Ma come è possibile che si possano realizzare oggi delle cialtronate simili. Ma la lezione di Blade Runner non l’hanno imparata questi cazzoni?  Ho visto cose che voi umani non potete immaginare.  Come è possibile che con tutta la tecnologia a disposizione l’immaginario  fantastico si sia ridotto a qualcosa di così piccolo, banale e profondamente stupido  fantasticume  ?

Sharlto Copley

Humandroid (2015): Sharlto Copley

Humandroid riesce ad essere mal scritto, mal diretto, sovrarecitato. Resta in bilico tra il genere (senza essere radicale) e ambisce a territori fanta filosofici inarrivabili. Un film inaccettabile.  
Quello che era riuscito molto bene in District 9 – contesto reale che cambia senso in ottica fantascientifica con sottotesto politico volutamente non mimetizzato – qui diventa cliché di stanchezza creativa che rimesta nel già visto e ammorba con l’imbroglio del patetismo a tutti i costi. L’unica cosa che funziona è la fusione tra la CGI del robot con le immagini degli esseri umani. Cose che peraltro  non stupiscono più neppure un bambino. 

Le storie di Intelligenza Artificiale funzionano molto bene nel piccolo, nelle storie intime, quando toccano l'essenza umana e la sua percezione più che le sue manifestazioni pratiche. L'esempio migliore, recente, è Her di Spike Jonze. Nel suo film è la percezione dell'uomo della vita verso una natura sintetica che fa si che il sintetico prenda vita. E' un gioco sottile, ambiguo.

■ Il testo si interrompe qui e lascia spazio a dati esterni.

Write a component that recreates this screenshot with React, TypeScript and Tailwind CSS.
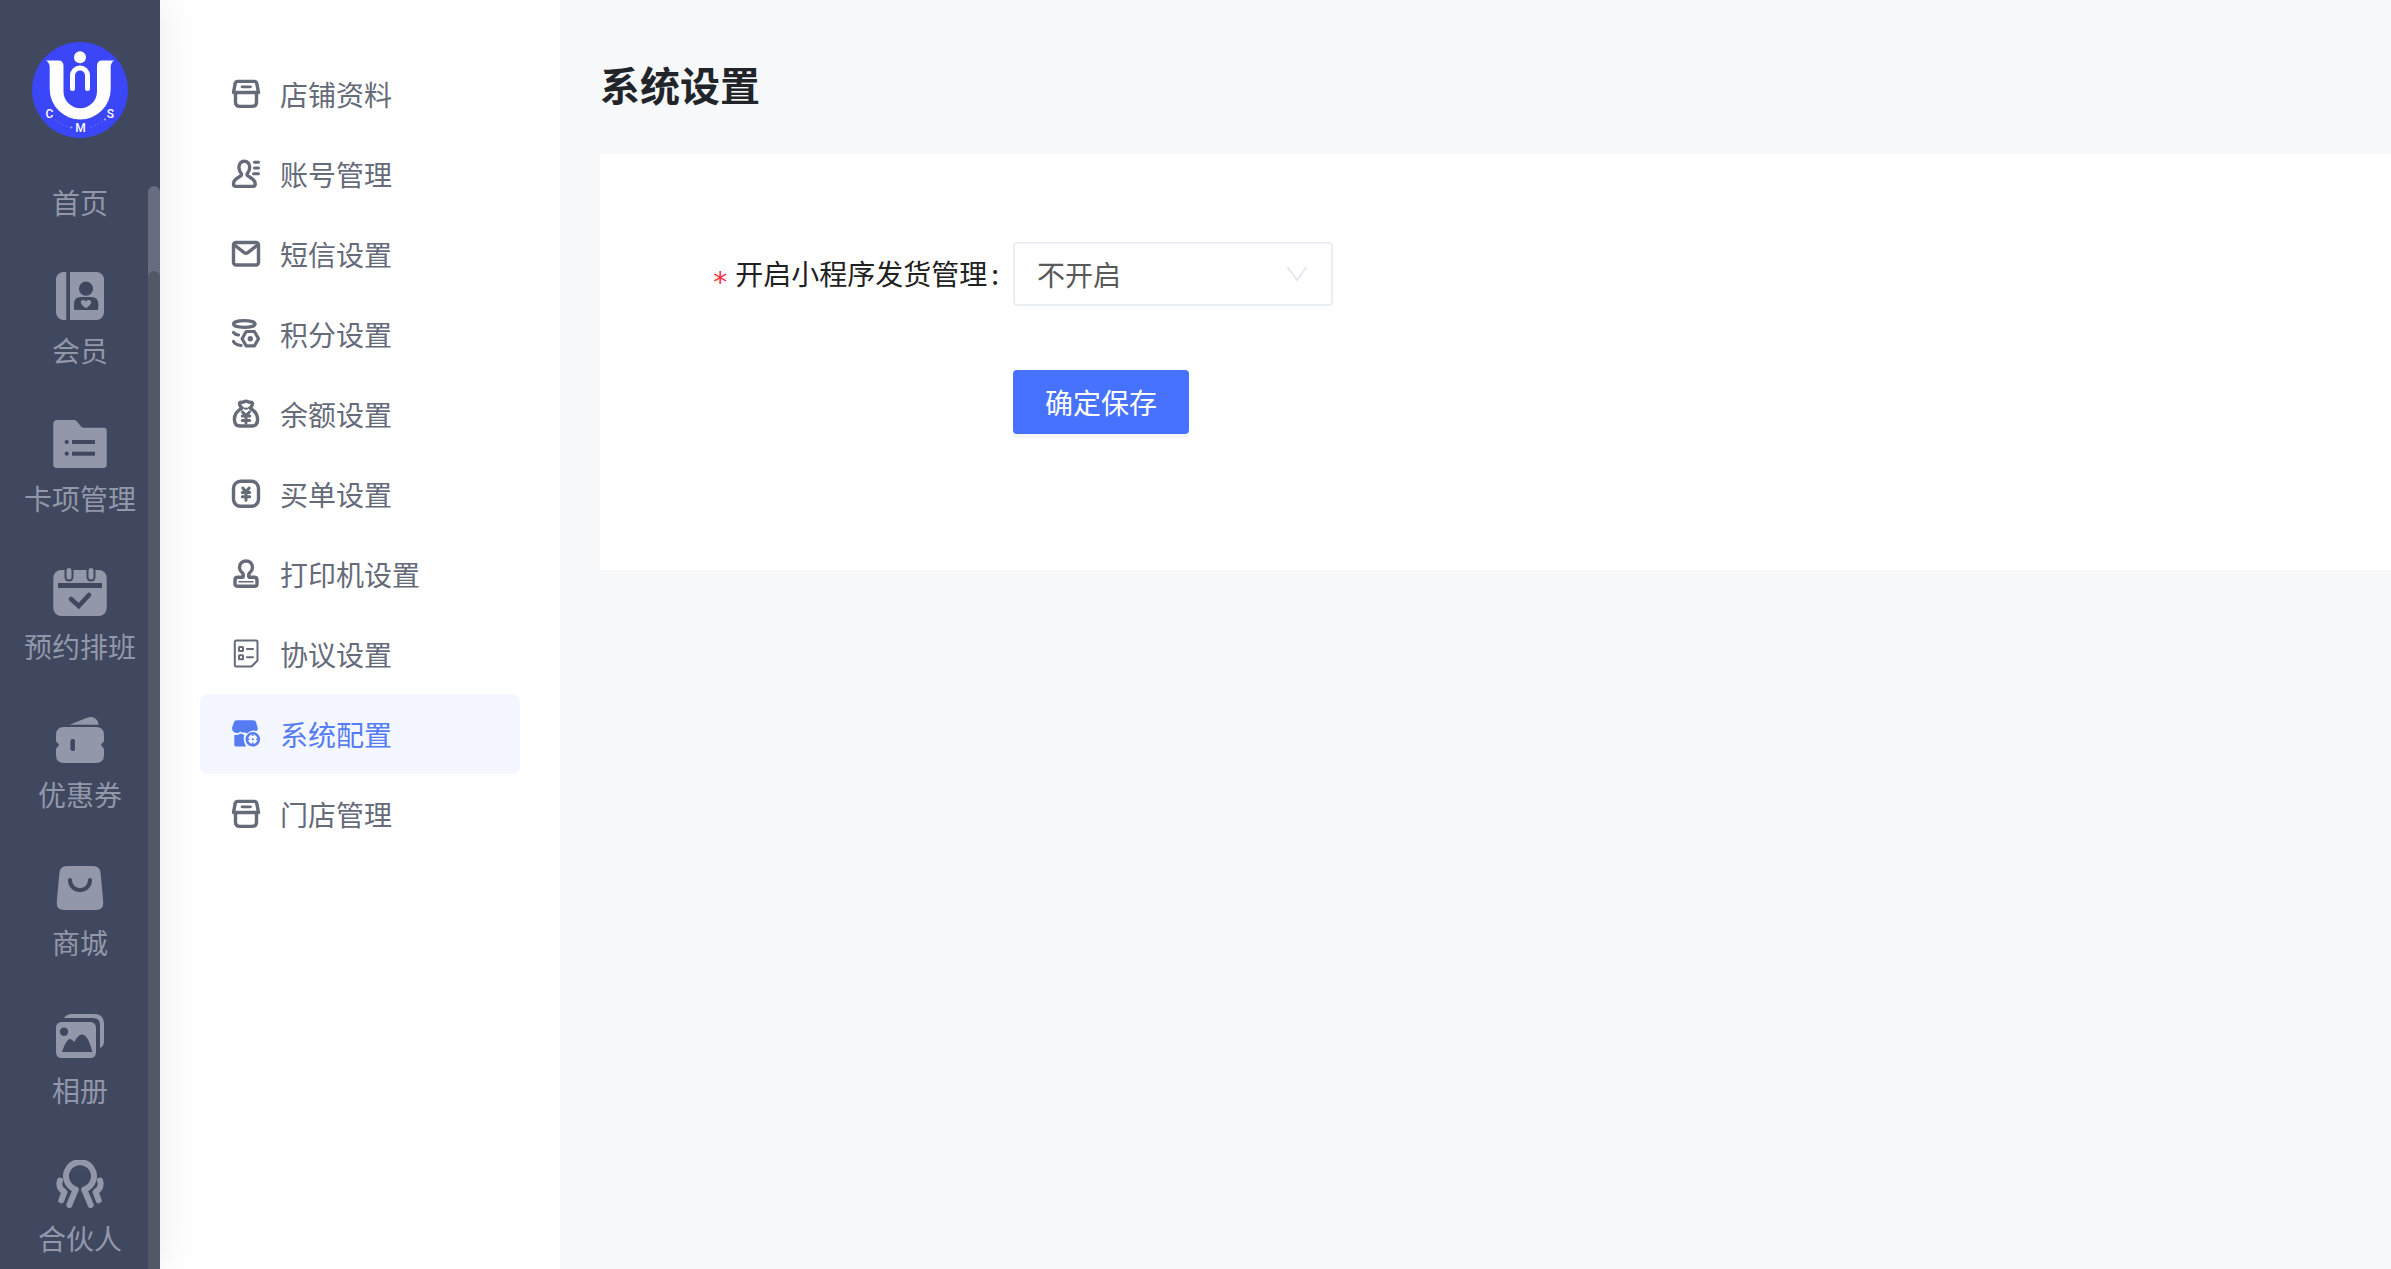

Attribuire vita a materia inanimata fino ad oggi l'ha fatto all'alba del mondo solo un'entità. Con un po' di fango e  uno sputo. Ma se la natura divina della creazione è insita nell'animo umano ecco che l'umano, senza bisogno di sputare, può riconoscere la delicatezza, l'importanza della vita a prescindere che essa esista davvero.  Sarà la sfida etica del prossimo futuro attribuire alla macchina una capacità di discernimento, riconoscerne l’ unicità estratta dalla produzione in serie.  Sarà compito del cinema riscriverne le derive filosofiche e morali. Ma senza bisogno di un corpo, di una faccetta, di mossette e scimmiottamenti.